** START Provided data **

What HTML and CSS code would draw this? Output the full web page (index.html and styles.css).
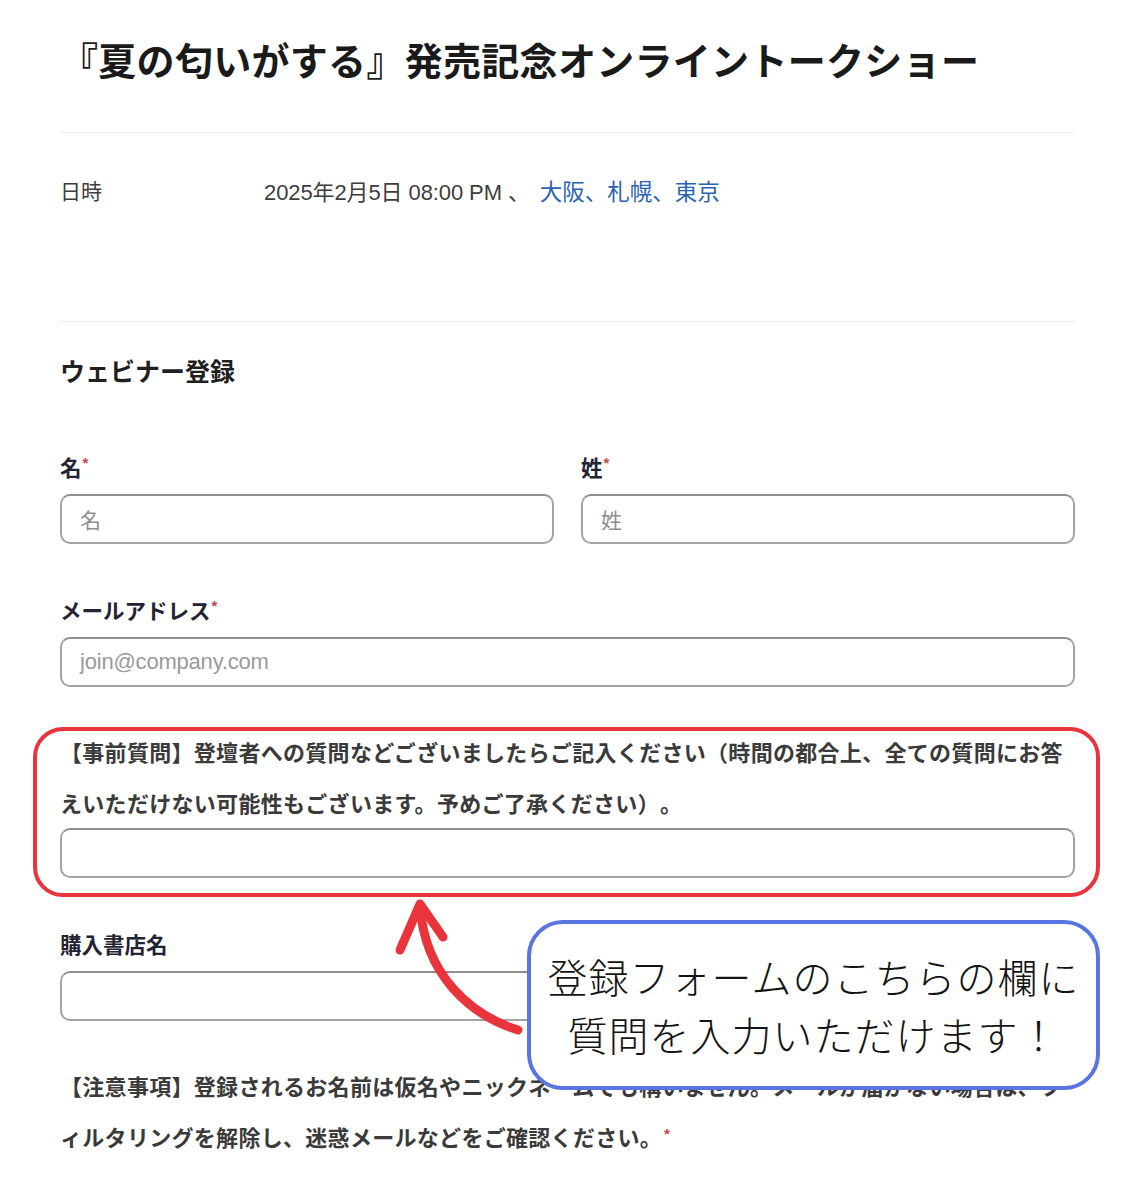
FILE: index.html
```html
<!DOCTYPE html>
<html lang="ja">
<head>
<meta charset="utf-8">
<title>『夏の匂いがする』発売記念オンライントークショー</title>
<link rel="stylesheet" href="styles.css">
</head>
<body>
<div class="page">
  <h1 class="title">『夏の匂いがする』発売記念オンライントークショー</h1>
  <hr class="rule">
  <div class="info-row">
    <div class="info-label">日時</div>
    <div class="info-value">2025年2月5日 08:00 PM 、 <span class="link">大阪、札幌、東京</span></div>
  </div>
  <hr class="rule rule-2">
  <h2 class="section-title">ウェビナー登録</h2>

  <div class="form">
    <div class="row-2">
      <div class="field">
        <div class="label">名<span class="req">*</span></div>
        <div class="input"><span class="ph">名</span></div>
      </div>
      <div class="field">
        <div class="label">姓<span class="req">*</span></div>
        <div class="input"><span class="ph">姓</span></div>
      </div>
    </div>

    <div class="field">
      <div class="label">メールアドレス<span class="req">*</span></div>
      <div class="input"><span class="ph ph-latin">join@company.com</span></div>
    </div>

    <div class="field question">
      <div class="long-label">【事前質問】登壇者への質問などございましたらご記入ください（時間の都合上、全ての質問にお答えいただけない可能性もございます。予めご了承ください）。</div>
      <div class="input"></div>
      <div class="highlight"></div>
    </div>

    <div class="field">
      <div class="label">購入書店名</div>
      <div class="input"></div>
    </div>

    <div class="field notice">
      <div class="long-label">【注意事項】登録されるお名前は仮名やニックネームでも構いません。メールが届かない場合は、フィルタリングを解除し、迷惑メールなどをご確認ください。<span class="req">*</span></div>
    </div>
  </div>

  <svg class="arrow" width="160" height="160" viewBox="0 0 160 160" aria-hidden="true">
    <path d="M138 140 C90 125 45 85 40 16" fill="none" stroke="#e8343a" stroke-width="9" stroke-linecap="round"/>
    <path d="M20 60 L40 14 L63 47" fill="none" stroke="#e8343a" stroke-width="9" stroke-linecap="round" stroke-linejoin="round"/>
  </svg>

  <div class="callout">
    <p class="callout-text">登録フォームのこちらの欄に<br>質問を入力いただけます！</p>
  </div>
</div>
</body>
</html>
```

FILE: styles.css
```css
* { box-sizing: border-box; }

html, body {
  margin: 0;
  padding: 0;
  background: #ffffff;
}

body {
  font-family: "Liberation Sans", "Noto Sans CJK JP", sans-serif;
  color: #232333;
  text-spacing-trim: space-all;
}

.page {
  position: relative;
  width: 1134px;
  height: 1200px;
  overflow: hidden;
  padding: 34px 59px 0 60px;
}

.title {
  margin: 0;
  font-family: "Noto Sans CJK JP", sans-serif;
  font-size: 38px;
  line-height: 49px;
  font-weight: 700;
  color: #1a1a1a;
  white-space: nowrap;
  letter-spacing: 0.3px;
}

.rule {
  margin: 49px 0 0 0;
  border: 0;
  border-top: 1px solid #ececec;
  height: 0;
}

.rule-2 {
  margin-top: 114px;
}

.info-row {
  display: flex;
  margin-top: 43px;
  font-size: 22px;
  line-height: 28px;
  color: #3d3d3d;
}

.info-label {
  width: 204px;
  font-family: "Noto Sans CJK JP", sans-serif;
  font-size: 21px;
}

.info-value {
  letter-spacing: -0.1px;
}

.link {
  color: #2a63b0;
  font-family: "Noto Sans CJK JP", sans-serif;
  font-size: 22.5px;
  letter-spacing: 0;
  margin-left: 4px;
}

.section-title {
  margin: 32px 0 0 0;
  font-family: "Noto Sans CJK JP", sans-serif;
  font-size: 25px;
  line-height: 32px;
  font-weight: 700;
  color: #1f1f1f;
}

.form {
  display: flex;
  flex-direction: column;
  gap: 52px;
  margin-top: 67px;
}

.row-2 {
  display: grid;
  grid-template-columns: 1fr 1fr;
  gap: 27px;
}

.field {
  display: flex;
  flex-direction: column;
}

.label {
  font-family: "Noto Sans CJK JP", sans-serif;
  font-size: 21.5px;
  line-height: 28px;
  font-weight: 700;
  color: #232333;
  margin-bottom: 13px;
}

.req {
  color: #c9404a;
  font-size: 15px;
  vertical-align: top;
  line-height: 20px;
  margin-left: 1px;
  font-family: "Liberation Sans", sans-serif;
  font-weight: 700;
}

.input {
  height: 50px;
  border: 2px solid #a3a3a6;
  border-top-color: #8f8f92;
  border-radius: 10px;
  background: #ffffff;
  display: flex;
  align-items: center;
  padding-left: 18px;
}

.ph {
  font-family: "Noto Sans CJK JP", sans-serif;
  font-size: 21px;
  color: #8e8e8e;
}

.ph-latin {
  font-family: "Liberation Sans", sans-serif;
  font-size: 22px;
  color: #9a9a9a;
  letter-spacing: -0.2px;
}

.question {
  position: relative;
  margin-top: -13px;
}

.long-label {
  font-family: "Noto Sans CJK JP", sans-serif;
  font-size: 22px;
  line-height: 51px;
  font-weight: 700;
  color: #3a3a3a;
  letter-spacing: 0.3px;
}

.long-label .req {
  font-size: 15px;
  line-height: 1;
  vertical-align: 7px;
  margin-left: 2px;
}

.highlight {
  position: absolute;
  top: 1px;
  left: -27px;
  right: -25px;
  bottom: -19px;
  border: 4px solid #e8343a;
  border-radius: 30px;
  pointer-events: none;
}

.notice {
  margin-top: -13px;
}

.arrow {
  position: absolute;
  left: 380px;
  top: 890px;
}

.callout {
  position: absolute;
  left: 527px;
  top: 920px;
  width: 573px;
  height: 170px;
  border: 4.5px solid #5a74e2;
  border-radius: 36px;
  background: #ffffff;
  display: flex;
  align-items: center;
  justify-content: center;
}

.callout-text {
  margin: 0;
  font-family: "Noto Sans CJK JP", sans-serif;
  font-weight: 300;
  font-size: 40px;
  line-height: 58px;
  color: #141414;
  text-align: center;
  letter-spacing: 1px;
}
```
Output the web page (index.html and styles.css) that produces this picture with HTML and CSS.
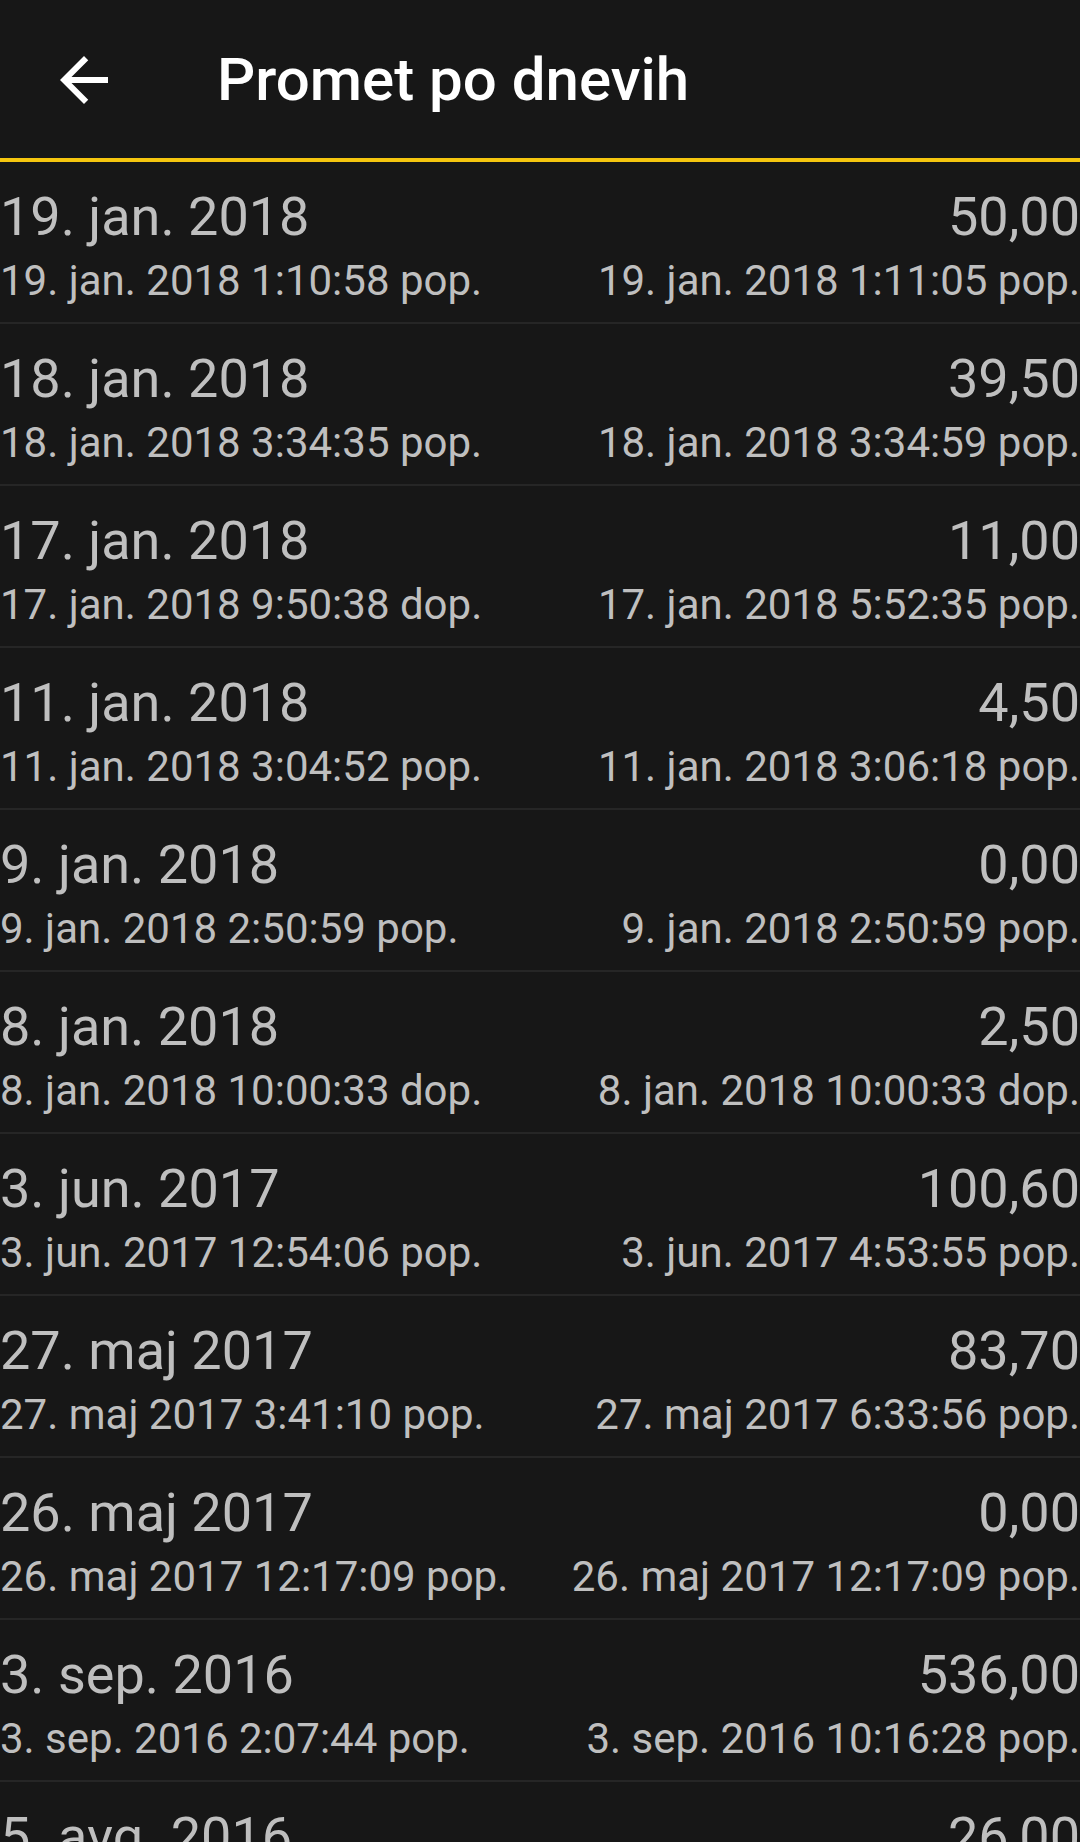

** END Provided data **

Give back each entry exactly as it appears, with no pictures.

■ Problem solution:
What HTML and CSS code would draw this? Output the full web page (index.html and styles.css).
FILE: index.html
```html
<!DOCTYPE html>
<html lang="ja">
<head>
<meta charset="utf-8">
<title>『夏の匂いがする』発売記念オンライントークショー</title>
<link rel="stylesheet" href="styles.css">
</head>
<body>
<div class="page">
  <h1 class="title">『夏の匂いがする』発売記念オンライントークショー</h1>
  <hr class="rule">
  <div class="info-row">
    <div class="info-label">日時</div>
    <div class="info-value">2025年2月5日 08:00 PM 、 <span class="link">大阪、札幌、東京</span></div>
  </div>
  <hr class="rule rule-2">
  <h2 class="section-title">ウェビナー登録</h2>

  <div class="form">
    <div class="row-2">
      <div class="field">
        <div class="label">名<span class="req">*</span></div>
        <div class="input"><span class="ph">名</span></div>
      </div>
      <div class="field">
        <div class="label">姓<span class="req">*</span></div>
        <div class="input"><span class="ph">姓</span></div>
      </div>
    </div>

    <div class="field">
      <div class="label">メールアドレス<span class="req">*</span></div>
      <div class="input"><span class="ph ph-latin">join@company.com</span></div>
    </div>

    <div class="field question">
      <div class="long-label">【事前質問】登壇者への質問などございましたらご記入ください（時間の都合上、全ての質問にお答えいただけない可能性もございます。予めご了承ください）。</div>
      <div class="input"></div>
      <div class="highlight"></div>
    </div>

    <div class="field">
      <div class="label">購入書店名</div>
      <div class="input"></div>
    </div>

    <div class="field notice">
      <div class="long-label">【注意事項】登録されるお名前は仮名やニックネームでも構いません。メールが届かない場合は、フィルタリングを解除し、迷惑メールなどをご確認ください。<span class="req">*</span></div>
    </div>
  </div>

  <svg class="arrow" width="160" height="160" viewBox="0 0 160 160" aria-hidden="true">
    <path d="M138 140 C90 125 45 85 40 16" fill="none" stroke="#e8343a" stroke-width="9" stroke-linecap="round"/>
    <path d="M20 60 L40 14 L63 47" fill="none" stroke="#e8343a" stroke-width="9" stroke-linecap="round" stroke-linejoin="round"/>
  </svg>

  <div class="callout">
    <p class="callout-text">登録フォームのこちらの欄に<br>質問を入力いただけます！</p>
  </div>
</div>
</body>
</html>
```

FILE: styles.css
```css
* { box-sizing: border-box; }

html, body {
  margin: 0;
  padding: 0;
  background: #ffffff;
}

body {
  font-family: "Liberation Sans", "Noto Sans CJK JP", sans-serif;
  color: #232333;
  text-spacing-trim: space-all;
}

.page {
  position: relative;
  width: 1134px;
  height: 1200px;
  overflow: hidden;
  padding: 34px 59px 0 60px;
}

.title {
  margin: 0;
  font-family: "Noto Sans CJK JP", sans-serif;
  font-size: 38px;
  line-height: 49px;
  font-weight: 700;
  color: #1a1a1a;
  white-space: nowrap;
  letter-spacing: 0.3px;
}

.rule {
  margin: 49px 0 0 0;
  border: 0;
  border-top: 1px solid #ececec;
  height: 0;
}

.rule-2 {
  margin-top: 114px;
}

.info-row {
  display: flex;
  margin-top: 43px;
  font-size: 22px;
  line-height: 28px;
  color: #3d3d3d;
}

.info-label {
  width: 204px;
  font-family: "Noto Sans CJK JP", sans-serif;
  font-size: 21px;
}

.info-value {
  letter-spacing: -0.1px;
}

.link {
  color: #2a63b0;
  font-family: "Noto Sans CJK JP", sans-serif;
  font-size: 22.5px;
  letter-spacing: 0;
  margin-left: 4px;
}

.section-title {
  margin: 32px 0 0 0;
  font-family: "Noto Sans CJK JP", sans-serif;
  font-size: 25px;
  line-height: 32px;
  font-weight: 700;
  color: #1f1f1f;
}

.form {
  display: flex;
  flex-direction: column;
  gap: 52px;
  margin-top: 67px;
}

.row-2 {
  display: grid;
  grid-template-columns: 1fr 1fr;
  gap: 27px;
}

.field {
  display: flex;
  flex-direction: column;
}

.label {
  font-family: "Noto Sans CJK JP", sans-serif;
  font-size: 21.5px;
  line-height: 28px;
  font-weight: 700;
  color: #232333;
  margin-bottom: 13px;
}

.req {
  color: #c9404a;
  font-size: 15px;
  vertical-align: top;
  line-height: 20px;
  margin-left: 1px;
  font-family: "Liberation Sans", sans-serif;
  font-weight: 700;
}

.input {
  height: 50px;
  border: 2px solid #a3a3a6;
  border-top-color: #8f8f92;
  border-radius: 10px;
  background: #ffffff;
  display: flex;
  align-items: center;
  padding-left: 18px;
}

.ph {
  font-family: "Noto Sans CJK JP", sans-serif;
  font-size: 21px;
  color: #8e8e8e;
}

.ph-latin {
  font-family: "Liberation Sans", sans-serif;
  font-size: 22px;
  color: #9a9a9a;
  letter-spacing: -0.2px;
}

.question {
  position: relative;
  margin-top: -13px;
}

.long-label {
  font-family: "Noto Sans CJK JP", sans-serif;
  font-size: 22px;
  line-height: 51px;
  font-weight: 700;
  color: #3a3a3a;
  letter-spacing: 0.3px;
}

.long-label .req {
  font-size: 15px;
  line-height: 1;
  vertical-align: 7px;
  margin-left: 2px;
}

.highlight {
  position: absolute;
  top: 1px;
  left: -27px;
  right: -25px;
  bottom: -19px;
  border: 4px solid #e8343a;
  border-radius: 30px;
  pointer-events: none;
}

.notice {
  margin-top: -13px;
}

.arrow {
  position: absolute;
  left: 380px;
  top: 890px;
}

.callout {
  position: absolute;
  left: 527px;
  top: 920px;
  width: 573px;
  height: 170px;
  border: 4.5px solid #5a74e2;
  border-radius: 36px;
  background: #ffffff;
  display: flex;
  align-items: center;
  justify-content: center;
}

.callout-text {
  margin: 0;
  font-family: "Noto Sans CJK JP", sans-serif;
  font-weight: 300;
  font-size: 40px;
  line-height: 58px;
  color: #141414;
  text-align: center;
  letter-spacing: 1px;
}
```
Output the web page (index.html and styles.css) that produces this picture with HTML and CSS.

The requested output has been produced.